Your task is to give the listing below back word for word, pictures excluded.

--- START OF Data ---

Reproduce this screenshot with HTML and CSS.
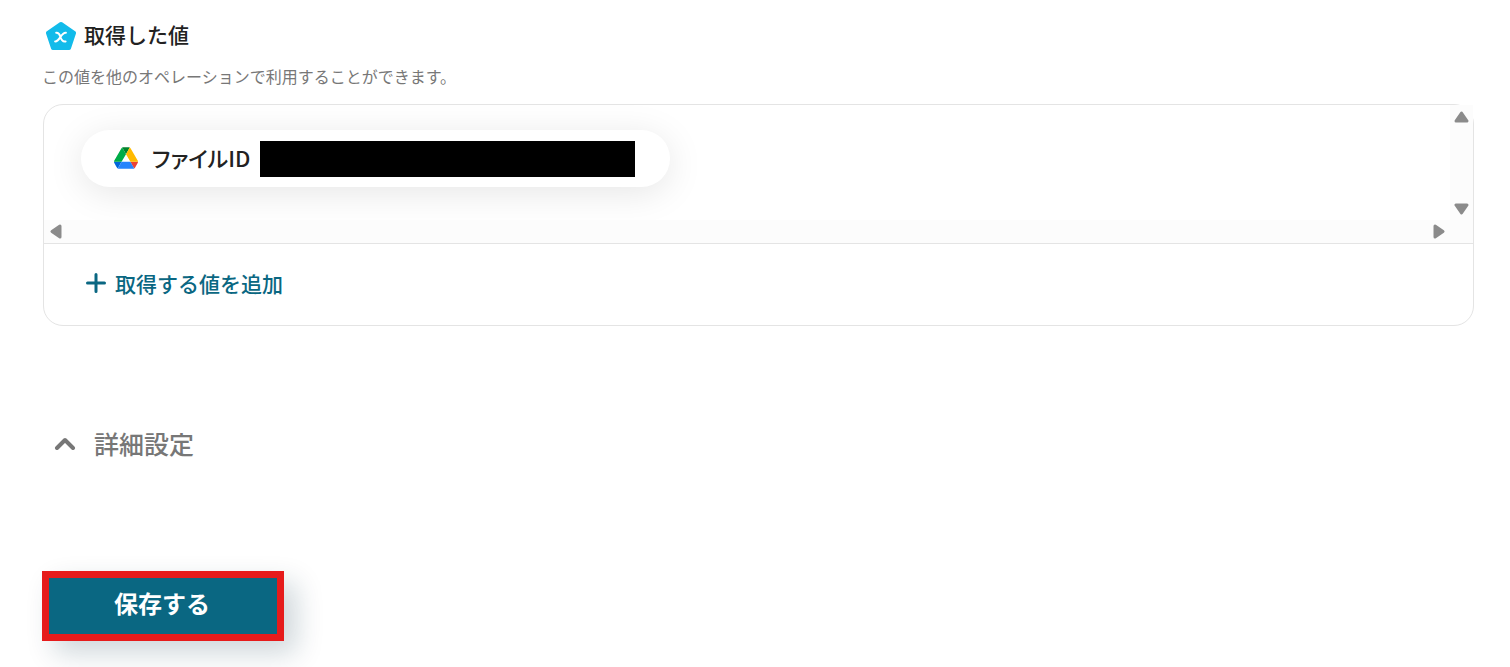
FILE: index.html
```html
<!DOCTYPE html>
<html lang="ja">
<head>
<meta charset="utf-8">
<title>取得した値</title>
<link rel="stylesheet" href="styles.css">
</head>
<body>
<main class="page">
  <header class="heading">
    <svg class="heading-icon" width="30" height="29" viewBox="0 0 30 29" aria-hidden="true">
      <path d="M15 3 28 12 23 27H7L2 12Z" fill="#12bbea" stroke="#12bbea" stroke-width="4" stroke-linejoin="round"/>
      <path d="M10.200 11.700c2.300-.2 3.200.6 4.100 3.800s2 5.700 5.300 5M19.900 11.700c-2.200-.2-3.500 1.200-5.400 4.200s-3 4.700-5.400 4.500" fill="none" stroke="#fff" stroke-width="2" stroke-linecap="round"/>
    </svg>
    <h2 class="title">取得した値</h2>
  </header>
  <p class="description">この値を他のオペレーションで利用することができます。</p>
  <section class="panel">
    <div class="viewport">
      <div class="content">
        <div class="chip">
          <svg width="24" height="22" viewBox="0 0 87.300 78" aria-hidden="true">
            <path fill="#0066da" d="m6.600 66.850 3.850 6.650c.8 1.400 1.950 2.500 3.300 3.300L27.500 53H0c0 1.550.4 3.100 1.200 4.500z"/>
            <path fill="#00ac47" d="M43.650 25 29.900 1.200c-1.350.8-2.500 1.900-3.300 3.300L1.200 48.500A9 9 0 0 0 0 53h27.500z"/>
            <path fill="#ea4335" d="M73.550 76.800c1.350-.8 2.500-1.900 3.300-3.300l1.600-2.750 7.650-13.250c.8-1.400 1.200-2.950 1.200-4.500H59.800l5.850 11.500z"/>
            <path fill="#00832d" d="M43.650 25 57.400 1.200C56.050.4 54.500 0 52.900 0H34.400c-1.600 0-3.150.45-4.500 1.200z"/>
            <path fill="#2684fc" d="M59.800 53H27.500L13.750 76.800c1.350.8 2.900 1.200 4.500 1.200h50.800c1.600 0 3.150-.45 4.500-1.200z"/>
            <path fill="#ffba00" d="M73.400 26.500 60.700 4.500c-.8-1.400-1.950-2.500-3.300-3.300L43.650 25 59.800 53h27.450c0-1.550-.4-3.100-1.200-4.500z"/>
          </svg>
          <span class="chip-label">ファイルID</span>
          <span class="redacted"></span>
        </div>
      </div>
      <div class="bar bar-vertical">
        <button class="arrow" type="button" aria-label="上へスクロール"><svg width="15" height="12" viewBox="0 0 15 12"><path d="M7.500 2 13 10H2Z"/></svg></button>
        <button class="arrow" type="button" aria-label="下へスクロール"><svg width="15" height="12" viewBox="0 0 15 12"><path d="M2 2h11L7.500 10Z"/></svg></button>
      </div>
      <div class="bar bar-horizontal">
        <button class="arrow" type="button" aria-label="左へスクロール"><svg width="12" height="15" viewBox="0 0 12 15"><path d="M10 2v11L2 7.500Z"/></svg></button>
        <button class="arrow" type="button" aria-label="右へスクロール"><svg width="12" height="15" viewBox="0 0 12 15"><path d="M2 2v11L10 7.500Z"/></svg></button>
      </div>
    </div>
    <button class="add" type="button">
      <svg width="20" height="20" viewBox="0 0 20 20" aria-hidden="true"><path d="M10 1.500v17M1.500 10h17" fill="none" stroke="#0a6782" stroke-width="3" stroke-linecap="round"/></svg>
      <span>取得する値を追加</span>
    </button>
  </section>
  <button class="details" type="button" aria-expanded="false">
    <svg width="22" height="14" viewBox="0 0 22 14" aria-hidden="true"><path d="M3 12 11 4l8 8" fill="none" stroke="#777" stroke-width="4" stroke-linecap="round" stroke-linejoin="round"/></svg>
    <span>詳細設定</span>
  </button>
  <button class="save" type="button">保存する</button>
</main>
</body>
</html>
```
FILE: styles.css
```css
* {
  box-sizing: border-box;
}

body {
  margin: 0;
  background: #fff;
  color: #222;
  font-family: "Noto Sans CJK JP", sans-serif;
}

button {
  padding: 0;
  border: 0;
  background: none;
  font-family: inherit;
  cursor: pointer;
}

.page {
  display: flex;
  flex-direction: column;
  align-items: flex-start;
  padding: 18px 36px 26px 42px;
}

.heading {
  display: flex;
  align-items: flex-end;
  gap: 8px;
  padding-left: 4px;
}

.title {
  margin: 0;
  font-size: 21px;
  font-weight: 500;
  line-height: 32px;
}

.description {
  margin: 14px 0 16px;
  color: #777;
  font-size: 16px;
  line-height: 24px;
}

.panel {
  align-self: stretch;
  margin-left: 1px;
  border: 1px solid #e4e4e4;
  border-radius: 20px;
}

.viewport {
  display: grid;
  grid-template-columns: 1fr 23px;
  border-bottom: 1px solid #e4e4e4;
}

.content {
  padding: 25px 37px 33px;
  overflow: hidden;
  border-top-left-radius: 20px;
}

.chip {
  display: flex;
  align-items: flex-start;
  width: fit-content;
  padding: 11px 35px 10px 33px;
  border-radius: 29px;
  background: #fff;
  box-shadow: 0 6px 36px rgba(0, 0, 0, 0.1);
}

.chip svg {
  margin-top: 6px;
}

.chip-label {
  margin: 0 10px 0 14px;
  font-size: 22px;
  font-weight: 500;
  line-height: 32px;
  font-feature-settings: "palt";
}

.redacted {
  width: 375px;
  height: 36px;
  background: #000;
}

.bar {
  display: flex;
  align-items: center;
  justify-content: space-between;
  background: #fcfcfc;
}

.bar-vertical {
  flex-direction: column;
  padding: 6px 0 5px;
}

.bar-horizontal {
  grid-column: 1 / -1;
  height: 23px;
  padding: 0 28px 0 6px;
}

.arrow {
  display: flex;
  fill: #8b8b8b;
  stroke: #8b8b8b;
  stroke-width: 3;
  stroke-linejoin: round;
}

.add {
  display: flex;
  align-items: center;
  gap: 9px;
  margin: 23px 42px 26px;
  color: #0a6782;
  font-size: 21px;
  font-weight: 500;
  line-height: 32px;
}

.details {
  display: flex;
  align-items: center;
  gap: 18px;
  margin: 99px 0 0 12px;
  color: #777;
  font-size: 25px;
  font-weight: 500;
  line-height: 36px;
}

.save {
  width: 242px;
  height: 70px;
  margin-top: 110px;
  padding: 0 2px 6px 0;
  border: 7px solid #e61b1b;
  background: #0a6782;
  box-shadow: 12px 12px 28px rgba(10, 50, 70, 0.2);
  color: #fff;
  font-size: 24px;
  font-weight: 700;
  line-height: 36px;
}
```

--- END OF Data ---

* [Exercise result]
Reproduce this screenshot with HTML and CSS.
FILE: index.html
```html
<!DOCTYPE html>
<html lang="ja">
<head>
<meta charset="utf-8">
<title>取得した値</title>
<link rel="stylesheet" href="styles.css">
</head>
<body>
<main class="page">
  <header class="heading">
    <svg class="heading-icon" width="30" height="29" viewBox="0 0 30 29" aria-hidden="true">
      <path d="M15 3 28 12 23 27H7L2 12Z" fill="#12bbea" stroke="#12bbea" stroke-width="4" stroke-linejoin="round"/>
      <path d="M10.200 11.700c2.300-.2 3.200.6 4.100 3.800s2 5.700 5.300 5M19.900 11.700c-2.200-.2-3.500 1.200-5.400 4.200s-3 4.700-5.400 4.500" fill="none" stroke="#fff" stroke-width="2" stroke-linecap="round"/>
    </svg>
    <h2 class="title">取得した値</h2>
  </header>
  <p class="description">この値を他のオペレーションで利用することができます。</p>
  <section class="panel">
    <div class="viewport">
      <div class="content">
        <div class="chip">
          <svg width="24" height="22" viewBox="0 0 87.300 78" aria-hidden="true">
            <path fill="#0066da" d="m6.600 66.850 3.850 6.650c.8 1.400 1.950 2.500 3.300 3.300L27.500 53H0c0 1.550.4 3.100 1.200 4.500z"/>
            <path fill="#00ac47" d="M43.650 25 29.900 1.200c-1.350.8-2.500 1.900-3.300 3.300L1.200 48.500A9 9 0 0 0 0 53h27.500z"/>
            <path fill="#ea4335" d="M73.550 76.800c1.350-.8 2.500-1.900 3.300-3.300l1.600-2.750 7.650-13.250c.8-1.400 1.200-2.950 1.200-4.500H59.800l5.850 11.500z"/>
            <path fill="#00832d" d="M43.650 25 57.400 1.200C56.050.4 54.500 0 52.900 0H34.400c-1.600 0-3.150.45-4.500 1.200z"/>
            <path fill="#2684fc" d="M59.800 53H27.500L13.750 76.800c1.350.8 2.900 1.200 4.500 1.200h50.800c1.600 0 3.150-.45 4.500-1.200z"/>
            <path fill="#ffba00" d="M73.400 26.500 60.700 4.500c-.8-1.400-1.950-2.500-3.300-3.300L43.650 25 59.800 53h27.450c0-1.550-.4-3.100-1.200-4.500z"/>
          </svg>
          <span class="chip-label">ファイルID</span>
          <span class="redacted"></span>
        </div>
      </div>
      <div class="bar bar-vertical">
        <button class="arrow" type="button" aria-label="上へスクロール"><svg width="15" height="12" viewBox="0 0 15 12"><path d="M7.500 2 13 10H2Z"/></svg></button>
        <button class="arrow" type="button" aria-label="下へスクロール"><svg width="15" height="12" viewBox="0 0 15 12"><path d="M2 2h11L7.500 10Z"/></svg></button>
      </div>
      <div class="bar bar-horizontal">
        <button class="arrow" type="button" aria-label="左へスクロール"><svg width="12" height="15" viewBox="0 0 12 15"><path d="M10 2v11L2 7.500Z"/></svg></button>
        <button class="arrow" type="button" aria-label="右へスクロール"><svg width="12" height="15" viewBox="0 0 12 15"><path d="M2 2v11L10 7.500Z"/></svg></button>
      </div>
    </div>
    <button class="add" type="button">
      <svg width="20" height="20" viewBox="0 0 20 20" aria-hidden="true"><path d="M10 1.500v17M1.500 10h17" fill="none" stroke="#0a6782" stroke-width="3" stroke-linecap="round"/></svg>
      <span>取得する値を追加</span>
    </button>
  </section>
  <button class="details" type="button" aria-expanded="false">
    <svg width="22" height="14" viewBox="0 0 22 14" aria-hidden="true"><path d="M3 12 11 4l8 8" fill="none" stroke="#777" stroke-width="4" stroke-linecap="round" stroke-linejoin="round"/></svg>
    <span>詳細設定</span>
  </button>
  <button class="save" type="button">保存する</button>
</main>
</body>
</html>
```
FILE: styles.css
```css
* {
  box-sizing: border-box;
}

body {
  margin: 0;
  background: #fff;
  color: #222;
  font-family: "Noto Sans CJK JP", sans-serif;
}

button {
  padding: 0;
  border: 0;
  background: none;
  font-family: inherit;
  cursor: pointer;
}

.page {
  display: flex;
  flex-direction: column;
  align-items: flex-start;
  padding: 18px 36px 26px 42px;
}

.heading {
  display: flex;
  align-items: flex-end;
  gap: 8px;
  padding-left: 4px;
}

.title {
  margin: 0;
  font-size: 21px;
  font-weight: 500;
  line-height: 32px;
}

.description {
  margin: 14px 0 16px;
  color: #777;
  font-size: 16px;
  line-height: 24px;
}

.panel {
  align-self: stretch;
  margin-left: 1px;
  border: 1px solid #e4e4e4;
  border-radius: 20px;
}

.viewport {
  display: grid;
  grid-template-columns: 1fr 23px;
  border-bottom: 1px solid #e4e4e4;
}

.content {
  padding: 25px 37px 33px;
  overflow: hidden;
  border-top-left-radius: 20px;
}

.chip {
  display: flex;
  align-items: flex-start;
  width: fit-content;
  padding: 11px 35px 10px 33px;
  border-radius: 29px;
  background: #fff;
  box-shadow: 0 6px 36px rgba(0, 0, 0, 0.1);
}

.chip svg {
  margin-top: 6px;
}

.chip-label {
  margin: 0 10px 0 14px;
  font-size: 22px;
  font-weight: 500;
  line-height: 32px;
  font-feature-settings: "palt";
}

.redacted {
  width: 375px;
  height: 36px;
  background: #000;
}

.bar {
  display: flex;
  align-items: center;
  justify-content: space-between;
  background: #fcfcfc;
}

.bar-vertical {
  flex-direction: column;
  padding: 6px 0 5px;
}

.bar-horizontal {
  grid-column: 1 / -1;
  height: 23px;
  padding: 0 28px 0 6px;
}

.arrow {
  display: flex;
  fill: #8b8b8b;
  stroke: #8b8b8b;
  stroke-width: 3;
  stroke-linejoin: round;
}

.add {
  display: flex;
  align-items: center;
  gap: 9px;
  margin: 23px 42px 26px;
  color: #0a6782;
  font-size: 21px;
  font-weight: 500;
  line-height: 32px;
}

.details {
  display: flex;
  align-items: center;
  gap: 18px;
  margin: 99px 0 0 12px;
  color: #777;
  font-size: 25px;
  font-weight: 500;
  line-height: 36px;
}

.save {
  width: 242px;
  height: 70px;
  margin-top: 110px;
  padding: 0 2px 6px 0;
  border: 7px solid #e61b1b;
  background: #0a6782;
  box-shadow: 12px 12px 28px rgba(10, 50, 70, 0.2);
  color: #fff;
  font-size: 24px;
  font-weight: 700;
  line-height: 36px;
}
```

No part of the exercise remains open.